In the moments after the game, I thought of a conversation I had earlier in the week with Southern Illinois coach Barry Hinson, a former Self assistant and member of the Kansas staff during the 11-year title streak. The conversation became part of a longer story on Kansas’ title streak, but Hinson also said something that didn’t make the story.

“How many times has it seemed like (Kansas) has no chance of winning and then they do?” Hinson said.

A moment later, Hinson brought up the Iowa State victory from the 2012-13 season, when the Jayhawks trailed 87-82 with 45 seconds left. On the road at Hilton Coliseum. That was the night Elijah Johnson, who was scuffling through a frustrating stretch of his senior season, exploded for 39 points.

“Think of that game,” Hinson said.

According to KenPom.com, the Jayhawks had a 3.8 percent chance on that night in Ames. Which, according to some research by Jesse Newell of the Topeka Capital-Journal, was the most unlikely Kansas comeback in the last six seasons.

Until Tuesday night.

This leads to an obvious question: The Jayhawks once trailed 60-51 with two minutes left in a rather memorable game. So what was the likelihood of that victory over Memphis in the NCAA title game? KenPom.com has a Win-Probability Calculator for situations like this, but a couple problems. We don’t have the original win projection for that game — KenPom’s game-by-game box scores don’t go back that far — and the calculator doesn’t offer a “neutral floor” setting. So this is just a rough estimate.

But if we say that KU-Memphis was a coin-flip game — each team entered with a 50 percent chance to win — and that Kansas was the “home team” in San Antonio, the calculator says the Jayhawks had approximately a 1.7 percent chance to beat Memphis with two minutes left.
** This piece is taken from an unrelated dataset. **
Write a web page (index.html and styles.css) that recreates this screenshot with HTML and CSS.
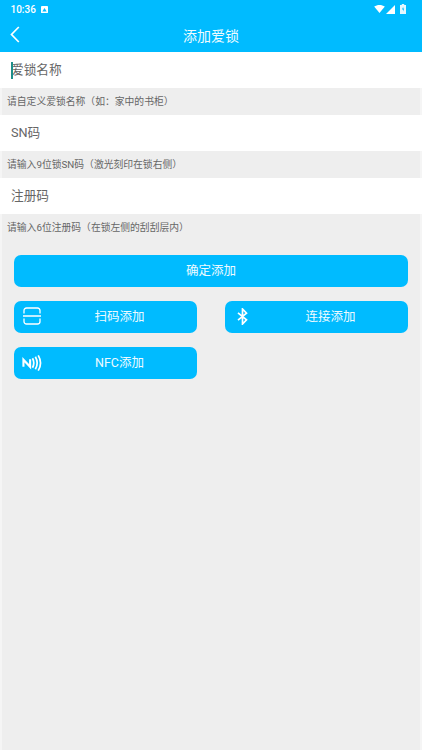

How accurate is all this? I have no idea. But less than 24 hours after one of the most unlikely comebacks of the Self era, it sure is interesting. Sports are cool.

NCAA Tournament odds

Speaking of probability and odds, Kansas is now listed at 20-1 to win the NCAA Title, according to oddsmaker Bovada. This positions the Jayhawks as the eighth most likely favorite in the field. No. 1 Kentucky is listed at 1-1 to win the NCAA title, while Duke is listed second at 17-2. Wisconsin is third at 9-1.

The player of the game.

Frank Mason.

Late on Tuesday, Self said he thought junior forward Jamari Traylor was the best player in the game. But Mason had a solid case, playing 42 minutes, finishing with 19 points, seven rebounds and making 11 of 12 free throws.

The moment of the game.

Traylor threw down this one-handed dunk in transition, giving the Jayhawks the lead in overtime. When asked how he pulled it off, Traylor shrugged his shoulders: “Like, how do you dunk? You just jump.”

The stat of the game.

Zero for 15.

The last time Kansas didn’t hit a three-pointer in a game? Last season in an 80-69 victory over Eastern Kentucky in the first round of the NCAA Tournament. The Jayhawks went zero for seven.

But here’s something slightly surprising: The Jayhawks have actually won their last four games in which they did not hit a three. The previous victories without a three came against Western Kentucky in the 2013 NCAA Tournament, and against Baylor in a 100-90 victory in 2008.